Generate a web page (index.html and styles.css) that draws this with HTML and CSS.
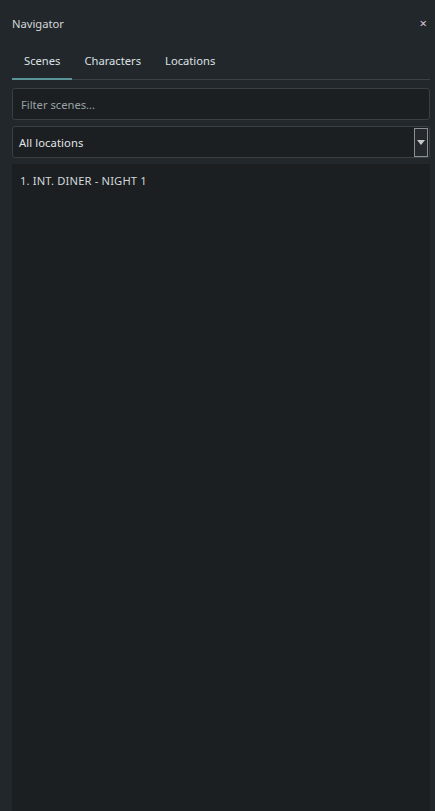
FILE: index.html
```html
<!DOCTYPE html>
<html lang="en">
<head>
    <meta charset="UTF-8">
    <meta name="viewport" content="width=device-width, initial-scale=1.0">
    <title>Navigator</title>
    <link rel="stylesheet" href="styles.css">
</head>
<body>
    <div class="panel">
        <div class="panel-header">
            <span class="panel-title">Navigator</span>
            <span class="panel-close">&times;</span>
        </div>

        <div class="tabs">
            <div class="tab active">Scenes</div>
            <div class="tab">Characters</div>
            <div class="tab">Locations</div>
        </div>

        <input type="text" class="filter" placeholder="Filter scenes...">

        <div class="select">
            <span class="select-value">All locations</span>
            <span class="select-button">
                <svg width="8" height="5" viewBox="0 0 8 5"><path d="M0 0H8L4 5Z" fill="#c8c8c8"/></svg>
            </span>
        </div>

        <ul class="scene-list">
            <li class="scene">1. INT. DINER - NIGHT 1</li>
        </ul>
    </div>
</body>
</html>
```

FILE: styles.css
```css
body {
    margin: 0;
    padding: 0;
    background-color: #22272b;
    font-family: 'Noto Sans', 'Open Sans', sans-serif;
    font-size: 11.2px;
    color: #d4d8da;
    height: 811px;
    overflow: hidden;
}
.panel {
    display: flex;
    flex-direction: column;
    height: 100%;
    padding: 0 5px 0 12px;
    box-sizing: border-box;
}
.panel-header {
    display: flex;
    justify-content: space-between;
    align-items: center;
    height: 46px;
}
.panel-title {
    color: #d4d8da;
}
.panel-close {
    color: #d6c8d6;
    font-size: 13px;
    margin-right: 3px;
}
.tabs {
    display: flex;
    border-bottom: 1px solid #3b4146;
    height: 33px;
}
.tab {
    padding: 7px 12px 0;
    color: #dde1e3;
}
.tab.active {
    border-bottom: 2px solid #5b9497;
    margin-bottom: -1px;
}
.filter {
    margin-top: 8px;
    height: 32px;
    box-sizing: border-box;
    width: 418px;
    background-color: #1b1f22;
    border: 1px solid #3a3f44;
    border-radius: 3px;
    padding: 0 8px;
    font-family: inherit;
    font-size: inherit;
    color: #d4d8da;
    outline: none;
}
.filter::placeholder {
    color: #9aa1a5;
}
.select {
    margin-top: 6px;
    height: 32px;
    width: 418px;
    box-sizing: border-box;
    background-color: #1b1f22;
    border: 1px solid #3a3f44;
    border-radius: 3px;
    display: flex;
    align-items: center;
    justify-content: space-between;
    padding-left: 6px;
}
.select-value {
    color: #e2e5e7;
    letter-spacing: 0.1px;
}
.select-button {
    width: 12px;
    height: 27px;
    border: 1px solid #8a8f93;
    background-color: #25292d;
    display: flex;
    align-items: center;
    justify-content: center;
    margin-right: 1px;
}
.scene-list {
    list-style: none;
    margin: 6px 0 0;
    padding: 9px 8px;
    flex: 1;
    width: 418px;
    box-sizing: border-box;
    background-color: #1b1f22;
}
.scene {
    color: #d4d8da;
    letter-spacing: 0.15px;
}
```
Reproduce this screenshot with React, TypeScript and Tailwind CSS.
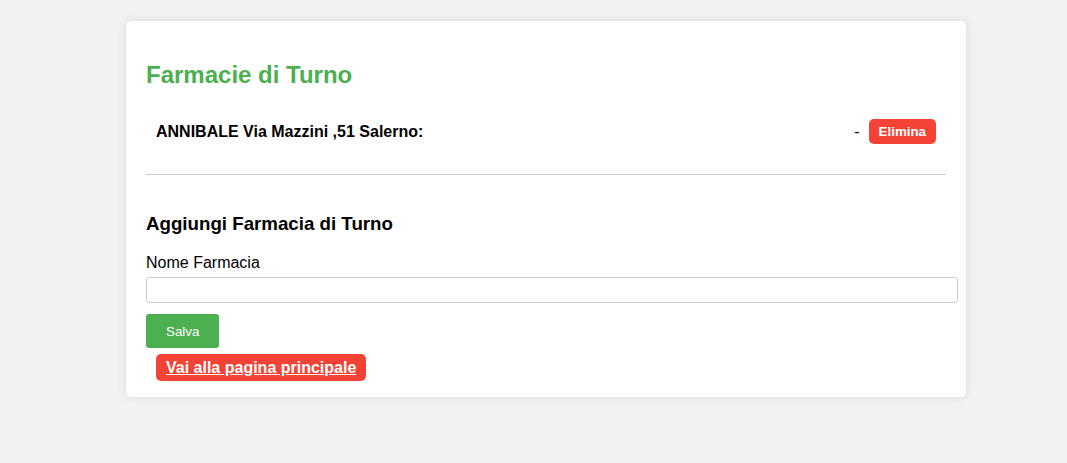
export default function App() {
  return (
    <div className="min-h-[463px] bg-[#f2f2f2] pt-[21px] font-['Liberation_Sans',Arial,sans-serif] text-black">
      <div className="ml-[126px] w-[840px] rounded-[5px] bg-white px-5 pt-5 pb-4 shadow-[0_0_10px_rgba(0,0,0,0.1)]">
        <h2 className="mt-5 mb-5 text-[24px] leading-[28px] font-bold text-[#4caf50]">Farmacie di Turno</h2>

        <ul>
          <li className="flex items-center justify-between p-[10px]">
            <span className="text-[16px] font-bold">ANNIBALE Via Mazzini ,51 Salerno:</span>
            <div className="flex items-center">
              <span className="mr-[9px] text-[16px]">-</span>
              <button className="rounded-[5px] bg-[#f44336] px-[10px] py-[5px] text-[13.33px] leading-[15px] font-bold text-white">
                Elimina
              </button>
            </div>
          </li>
        </ul>

        <hr className="mt-5 border-0 border-t border-[#ccc]" />

        <div className="mt-[38px]">
          <h3 className="text-[18.72px] leading-[22px] font-bold">Aggiungi Farmacia di Turno</h3>
          <label className="mt-[19px] block text-[16px] leading-[18px]">Nome Farmacia</label>
          <input
            type="text"
            className="mt-[5px] block h-[26px] w-[812px] rounded-[3px] border border-[#ccc] bg-white px-[5px]"
          />
          <button className="mt-[11px] block h-[34px] rounded-[3px] bg-[#4caf50] px-5 text-[13.33px] leading-[15px] text-white">
            Salva
          </button>
          <a
            href="#"
            className="mt-[6px] ml-[10px] block w-fit rounded-[5px] bg-[#f44336] px-[10px] py-[4px] text-[16px] leading-[19px] font-bold text-white underline"
          >
            Vai alla pagina principale
          </a>
        </div>
      </div>
    </div>
  );
}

> **Given problem**
Copy out all the entries exactly. Images stay out of the copy.

> **Answer**
Generate a web page (index.html and styles.css) that draws this with HTML and CSS.
FILE: index.html
```html
<!DOCTYPE html>
<html lang="en">
<head>
    <meta charset="UTF-8">
    <meta name="viewport" content="width=device-width, initial-scale=1.0">
    <title>Navigator</title>
    <link rel="stylesheet" href="styles.css">
</head>
<body>
    <div class="panel">
        <div class="panel-header">
            <span class="panel-title">Navigator</span>
            <span class="panel-close">&times;</span>
        </div>

        <div class="tabs">
            <div class="tab active">Scenes</div>
            <div class="tab">Characters</div>
            <div class="tab">Locations</div>
        </div>

        <input type="text" class="filter" placeholder="Filter scenes...">

        <div class="select">
            <span class="select-value">All locations</span>
            <span class="select-button">
                <svg width="8" height="5" viewBox="0 0 8 5"><path d="M0 0H8L4 5Z" fill="#c8c8c8"/></svg>
            </span>
        </div>

        <ul class="scene-list">
            <li class="scene">1. INT. DINER - NIGHT 1</li>
        </ul>
    </div>
</body>
</html>
```

FILE: styles.css
```css
body {
    margin: 0;
    padding: 0;
    background-color: #22272b;
    font-family: 'Noto Sans', 'Open Sans', sans-serif;
    font-size: 11.2px;
    color: #d4d8da;
    height: 811px;
    overflow: hidden;
}
.panel {
    display: flex;
    flex-direction: column;
    height: 100%;
    padding: 0 5px 0 12px;
    box-sizing: border-box;
}
.panel-header {
    display: flex;
    justify-content: space-between;
    align-items: center;
    height: 46px;
}
.panel-title {
    color: #d4d8da;
}
.panel-close {
    color: #d6c8d6;
    font-size: 13px;
    margin-right: 3px;
}
.tabs {
    display: flex;
    border-bottom: 1px solid #3b4146;
    height: 33px;
}
.tab {
    padding: 7px 12px 0;
    color: #dde1e3;
}
.tab.active {
    border-bottom: 2px solid #5b9497;
    margin-bottom: -1px;
}
.filter {
    margin-top: 8px;
    height: 32px;
    box-sizing: border-box;
    width: 418px;
    background-color: #1b1f22;
    border: 1px solid #3a3f44;
    border-radius: 3px;
    padding: 0 8px;
    font-family: inherit;
    font-size: inherit;
    color: #d4d8da;
    outline: none;
}
.filter::placeholder {
    color: #9aa1a5;
}
.select {
    margin-top: 6px;
    height: 32px;
    width: 418px;
    box-sizing: border-box;
    background-color: #1b1f22;
    border: 1px solid #3a3f44;
    border-radius: 3px;
    display: flex;
    align-items: center;
    justify-content: space-between;
    padding-left: 6px;
}
.select-value {
    color: #e2e5e7;
    letter-spacing: 0.1px;
}
.select-button {
    width: 12px;
    height: 27px;
    border: 1px solid #8a8f93;
    background-color: #25292d;
    display: flex;
    align-items: center;
    justify-content: center;
    margin-right: 1px;
}
.scene-list {
    list-style: none;
    margin: 6px 0 0;
    padding: 9px 8px;
    flex: 1;
    width: 418px;
    box-sizing: border-box;
    background-color: #1b1f22;
}
.scene {
    color: #d4d8da;
    letter-spacing: 0.15px;
}
```
Reproduce this screenshot with React, TypeScript and Tailwind CSS.
export default function App() {
  return (
    <div className="min-h-[463px] bg-[#f2f2f2] pt-[21px] font-['Liberation_Sans',Arial,sans-serif] text-black">
      <div className="ml-[126px] w-[840px] rounded-[5px] bg-white px-5 pt-5 pb-4 shadow-[0_0_10px_rgba(0,0,0,0.1)]">
        <h2 className="mt-5 mb-5 text-[24px] leading-[28px] font-bold text-[#4caf50]">Farmacie di Turno</h2>

        <ul>
          <li className="flex items-center justify-between p-[10px]">
            <span className="text-[16px] font-bold">ANNIBALE Via Mazzini ,51 Salerno:</span>
            <div className="flex items-center">
              <span className="mr-[9px] text-[16px]">-</span>
              <button className="rounded-[5px] bg-[#f44336] px-[10px] py-[5px] text-[13.33px] leading-[15px] font-bold text-white">
                Elimina
              </button>
            </div>
          </li>
        </ul>

        <hr className="mt-5 border-0 border-t border-[#ccc]" />

        <div className="mt-[38px]">
          <h3 className="text-[18.72px] leading-[22px] font-bold">Aggiungi Farmacia di Turno</h3>
          <label className="mt-[19px] block text-[16px] leading-[18px]">Nome Farmacia</label>
          <input
            type="text"
            className="mt-[5px] block h-[26px] w-[812px] rounded-[3px] border border-[#ccc] bg-white px-[5px]"
          />
          <button className="mt-[11px] block h-[34px] rounded-[3px] bg-[#4caf50] px-5 text-[13.33px] leading-[15px] text-white">
            Salva
          </button>
          <a
            href="#"
            className="mt-[6px] ml-[10px] block w-fit rounded-[5px] bg-[#f44336] px-[10px] py-[4px] text-[16px] leading-[19px] font-bold text-white underline"
          >
            Vai alla pagina principale
          </a>
        </div>
      </div>
    </div>
  );
}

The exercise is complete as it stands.